In this objective function, the first item reflects the likelihood of reconstruction, while the second item means regularization forcing the posterior to approximate the prior.

During a training step, $\mu_x$ and $\Sigma_x$ are computed by current sample (batch of samples). Specifically, the outputs of encoder network are interpreted as $d + d$ dimensions, which represent the mean vector and logarithmic diagonal elements of covariance matrix (uncorrelated assumption with numeric stability).

\[\mathcal{L}_{vae} = \sum_{x}\left\{ ||x - \hat{x}||_2 + \frac{1}{2}\left( tr\left( \Sigma_x \right) + \mu_x^T\mu_x-d-\log \det \left( \Sigma_x \right) \right) \right\}\]

To make the sampling of $z$ from distribution $q(z \vert x)$ is differentiable and the reconstruction loss can be back-propagated to the encoder network with the chain principle. we need use a reparameterization trick:

\[\begin{align} z \sim q(z|x) &= \mathcal{N} \left( \mu_x, \Sigma_x \right)\\ z &= \mu_x + \epsilon \Sigma_x (\textit{diagonal assumption}) \\ \epsilon &\sim \mathcal{N}(\mathbb{0}, \mathbb{I}) \end{align}\]
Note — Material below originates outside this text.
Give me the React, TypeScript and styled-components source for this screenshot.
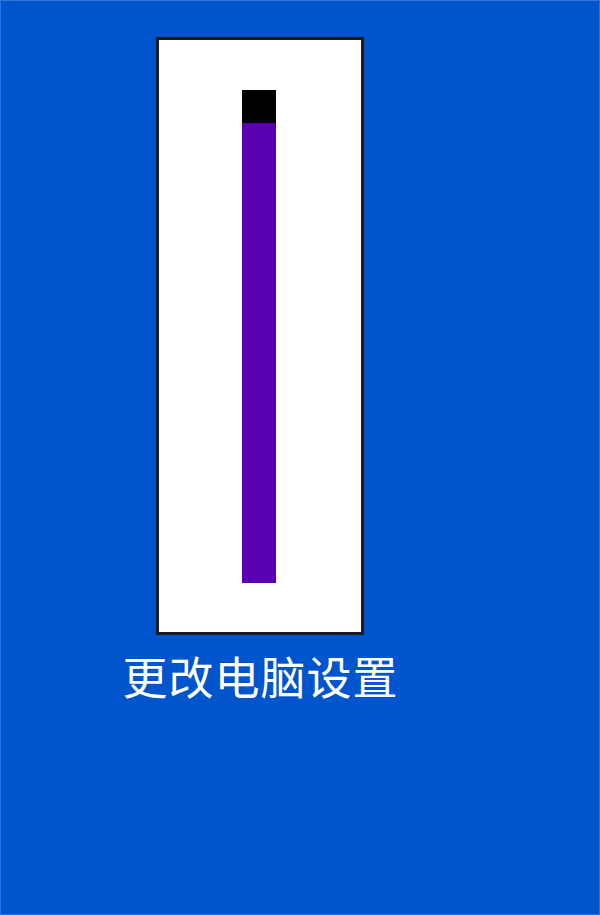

After training of VAE, we can sample different z to generate different x, which is also known as a deep generative model and developed into generative adversarial networks (GAN).

Some notes

  • AE maps from a set of x to a set of z, which is not a distribution but a function ($f_{enc}(x)$).
  • VAE makes a z’s distribution ($q(z \vert x) \approx p(z \vert x)$) when given x (batch of x) with some constraints, on which we can obtain numerous AE-like functions and reconstruct the input through sampling.